▸ Stated problem: Using the data below, copy each line that includes the word "styles".

▸ Supplied information:

§ §

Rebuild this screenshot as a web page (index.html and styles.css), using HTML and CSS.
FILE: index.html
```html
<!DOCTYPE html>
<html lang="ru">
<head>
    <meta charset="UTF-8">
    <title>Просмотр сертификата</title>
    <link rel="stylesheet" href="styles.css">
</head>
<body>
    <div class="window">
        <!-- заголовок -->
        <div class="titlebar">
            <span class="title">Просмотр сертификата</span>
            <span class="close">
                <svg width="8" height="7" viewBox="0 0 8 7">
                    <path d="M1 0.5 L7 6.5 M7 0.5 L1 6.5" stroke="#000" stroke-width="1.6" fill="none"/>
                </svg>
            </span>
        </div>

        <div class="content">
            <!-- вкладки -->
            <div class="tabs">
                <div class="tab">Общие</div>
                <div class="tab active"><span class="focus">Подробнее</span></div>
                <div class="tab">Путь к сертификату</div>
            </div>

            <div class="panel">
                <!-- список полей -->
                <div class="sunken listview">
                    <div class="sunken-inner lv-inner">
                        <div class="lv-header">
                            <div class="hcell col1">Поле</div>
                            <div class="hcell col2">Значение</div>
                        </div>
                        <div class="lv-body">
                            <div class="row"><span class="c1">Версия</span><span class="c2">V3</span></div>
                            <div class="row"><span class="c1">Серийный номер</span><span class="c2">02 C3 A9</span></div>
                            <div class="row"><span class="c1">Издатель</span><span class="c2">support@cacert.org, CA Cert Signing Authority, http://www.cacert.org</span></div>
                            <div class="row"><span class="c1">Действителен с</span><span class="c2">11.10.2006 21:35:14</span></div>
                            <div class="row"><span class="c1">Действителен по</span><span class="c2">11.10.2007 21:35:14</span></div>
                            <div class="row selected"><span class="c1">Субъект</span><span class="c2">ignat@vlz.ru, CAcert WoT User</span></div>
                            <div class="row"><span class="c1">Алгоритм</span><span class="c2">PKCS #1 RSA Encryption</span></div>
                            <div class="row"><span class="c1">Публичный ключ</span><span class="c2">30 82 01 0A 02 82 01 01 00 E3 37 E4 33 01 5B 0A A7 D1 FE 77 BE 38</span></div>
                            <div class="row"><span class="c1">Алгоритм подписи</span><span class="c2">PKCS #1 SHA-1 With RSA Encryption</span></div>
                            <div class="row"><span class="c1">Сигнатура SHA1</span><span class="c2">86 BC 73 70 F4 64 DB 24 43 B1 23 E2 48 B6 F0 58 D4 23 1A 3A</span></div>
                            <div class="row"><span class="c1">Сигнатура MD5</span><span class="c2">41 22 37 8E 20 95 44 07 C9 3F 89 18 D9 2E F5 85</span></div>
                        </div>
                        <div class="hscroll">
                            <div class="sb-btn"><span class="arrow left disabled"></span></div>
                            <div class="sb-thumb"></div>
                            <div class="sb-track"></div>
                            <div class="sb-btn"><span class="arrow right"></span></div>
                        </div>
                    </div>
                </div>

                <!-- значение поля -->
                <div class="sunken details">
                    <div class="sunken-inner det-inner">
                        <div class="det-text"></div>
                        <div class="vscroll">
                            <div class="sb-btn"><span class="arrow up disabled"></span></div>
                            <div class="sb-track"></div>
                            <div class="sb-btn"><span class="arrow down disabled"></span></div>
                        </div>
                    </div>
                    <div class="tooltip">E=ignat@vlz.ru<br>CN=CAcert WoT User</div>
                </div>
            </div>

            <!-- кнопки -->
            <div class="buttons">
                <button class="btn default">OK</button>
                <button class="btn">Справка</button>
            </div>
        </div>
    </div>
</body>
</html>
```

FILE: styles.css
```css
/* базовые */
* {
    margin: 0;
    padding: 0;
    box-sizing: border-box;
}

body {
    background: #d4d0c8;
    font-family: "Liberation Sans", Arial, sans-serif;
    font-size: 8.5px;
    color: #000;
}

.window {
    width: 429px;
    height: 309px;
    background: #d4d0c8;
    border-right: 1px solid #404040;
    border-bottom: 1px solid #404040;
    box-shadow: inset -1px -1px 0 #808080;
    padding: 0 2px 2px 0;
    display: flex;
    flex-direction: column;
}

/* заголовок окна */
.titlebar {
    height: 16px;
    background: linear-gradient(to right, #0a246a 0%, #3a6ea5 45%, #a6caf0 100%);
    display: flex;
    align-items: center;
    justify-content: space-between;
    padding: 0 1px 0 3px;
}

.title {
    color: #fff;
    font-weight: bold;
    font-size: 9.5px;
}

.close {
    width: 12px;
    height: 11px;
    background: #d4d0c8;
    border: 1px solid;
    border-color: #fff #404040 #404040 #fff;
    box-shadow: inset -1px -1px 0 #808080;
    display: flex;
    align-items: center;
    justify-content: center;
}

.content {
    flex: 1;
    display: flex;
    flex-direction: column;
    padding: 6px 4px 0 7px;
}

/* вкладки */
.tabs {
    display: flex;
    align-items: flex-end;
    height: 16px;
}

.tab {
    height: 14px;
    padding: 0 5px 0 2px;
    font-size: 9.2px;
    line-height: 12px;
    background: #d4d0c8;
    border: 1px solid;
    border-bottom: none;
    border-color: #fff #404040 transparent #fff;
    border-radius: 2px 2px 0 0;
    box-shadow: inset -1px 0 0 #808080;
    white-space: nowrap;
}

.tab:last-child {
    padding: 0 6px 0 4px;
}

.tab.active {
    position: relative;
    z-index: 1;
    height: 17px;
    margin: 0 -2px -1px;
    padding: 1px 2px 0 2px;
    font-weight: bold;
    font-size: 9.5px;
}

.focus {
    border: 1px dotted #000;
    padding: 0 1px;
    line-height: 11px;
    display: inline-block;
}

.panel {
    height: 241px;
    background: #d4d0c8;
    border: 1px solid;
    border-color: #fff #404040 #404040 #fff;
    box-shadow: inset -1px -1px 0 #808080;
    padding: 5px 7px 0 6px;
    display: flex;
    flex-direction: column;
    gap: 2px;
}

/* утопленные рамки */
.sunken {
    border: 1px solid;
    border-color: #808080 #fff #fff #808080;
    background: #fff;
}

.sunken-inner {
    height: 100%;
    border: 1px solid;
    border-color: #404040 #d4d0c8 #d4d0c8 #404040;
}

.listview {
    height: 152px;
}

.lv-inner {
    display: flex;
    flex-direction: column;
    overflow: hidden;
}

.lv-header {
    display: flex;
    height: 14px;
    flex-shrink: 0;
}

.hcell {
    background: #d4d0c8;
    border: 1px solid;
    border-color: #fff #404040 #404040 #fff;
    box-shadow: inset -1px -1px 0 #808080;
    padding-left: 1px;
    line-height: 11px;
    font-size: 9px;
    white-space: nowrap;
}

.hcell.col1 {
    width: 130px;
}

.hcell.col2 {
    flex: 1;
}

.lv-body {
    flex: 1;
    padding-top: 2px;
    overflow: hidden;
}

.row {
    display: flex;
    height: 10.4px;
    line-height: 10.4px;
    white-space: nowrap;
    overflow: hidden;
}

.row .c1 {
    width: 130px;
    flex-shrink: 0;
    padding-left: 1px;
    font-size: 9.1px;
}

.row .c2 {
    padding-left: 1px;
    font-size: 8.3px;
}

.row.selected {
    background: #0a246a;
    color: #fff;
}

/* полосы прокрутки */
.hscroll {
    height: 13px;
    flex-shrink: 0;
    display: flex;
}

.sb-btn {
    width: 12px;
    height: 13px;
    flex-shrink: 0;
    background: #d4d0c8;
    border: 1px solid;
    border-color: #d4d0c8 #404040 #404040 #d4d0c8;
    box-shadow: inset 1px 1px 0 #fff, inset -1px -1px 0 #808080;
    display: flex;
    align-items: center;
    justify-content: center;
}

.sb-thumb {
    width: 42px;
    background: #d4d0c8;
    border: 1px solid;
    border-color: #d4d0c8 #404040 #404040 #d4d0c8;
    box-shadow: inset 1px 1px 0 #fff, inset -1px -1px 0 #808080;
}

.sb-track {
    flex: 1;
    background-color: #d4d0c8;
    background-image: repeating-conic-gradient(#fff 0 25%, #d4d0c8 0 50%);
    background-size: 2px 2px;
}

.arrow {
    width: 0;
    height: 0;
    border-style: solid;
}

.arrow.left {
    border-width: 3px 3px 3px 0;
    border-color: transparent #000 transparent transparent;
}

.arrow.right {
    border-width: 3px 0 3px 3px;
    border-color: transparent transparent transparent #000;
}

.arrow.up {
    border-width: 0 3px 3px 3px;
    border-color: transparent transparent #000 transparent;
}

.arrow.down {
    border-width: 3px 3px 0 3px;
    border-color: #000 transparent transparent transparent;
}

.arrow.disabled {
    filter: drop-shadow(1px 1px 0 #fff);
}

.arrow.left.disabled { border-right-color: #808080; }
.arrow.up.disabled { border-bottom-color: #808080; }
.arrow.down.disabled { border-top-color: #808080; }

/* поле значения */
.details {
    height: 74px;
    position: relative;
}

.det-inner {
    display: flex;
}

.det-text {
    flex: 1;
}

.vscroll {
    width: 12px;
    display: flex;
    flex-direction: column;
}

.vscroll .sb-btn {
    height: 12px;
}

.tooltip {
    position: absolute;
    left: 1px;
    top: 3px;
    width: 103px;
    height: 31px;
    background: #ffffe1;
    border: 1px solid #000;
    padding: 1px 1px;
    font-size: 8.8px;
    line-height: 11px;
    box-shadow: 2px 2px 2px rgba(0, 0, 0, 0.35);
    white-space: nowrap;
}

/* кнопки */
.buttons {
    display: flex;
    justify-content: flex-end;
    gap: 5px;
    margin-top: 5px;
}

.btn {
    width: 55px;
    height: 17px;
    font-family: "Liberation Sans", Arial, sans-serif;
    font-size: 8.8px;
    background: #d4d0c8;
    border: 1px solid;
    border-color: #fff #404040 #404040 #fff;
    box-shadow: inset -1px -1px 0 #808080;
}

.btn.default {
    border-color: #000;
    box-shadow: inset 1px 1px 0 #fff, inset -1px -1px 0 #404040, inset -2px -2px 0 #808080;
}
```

§ §

▸ Finished answer:
Rebuild this screenshot as a web page (index.html and styles.css), using HTML and CSS.
    <link rel="stylesheet" href="styles.css">
FILE: styles.css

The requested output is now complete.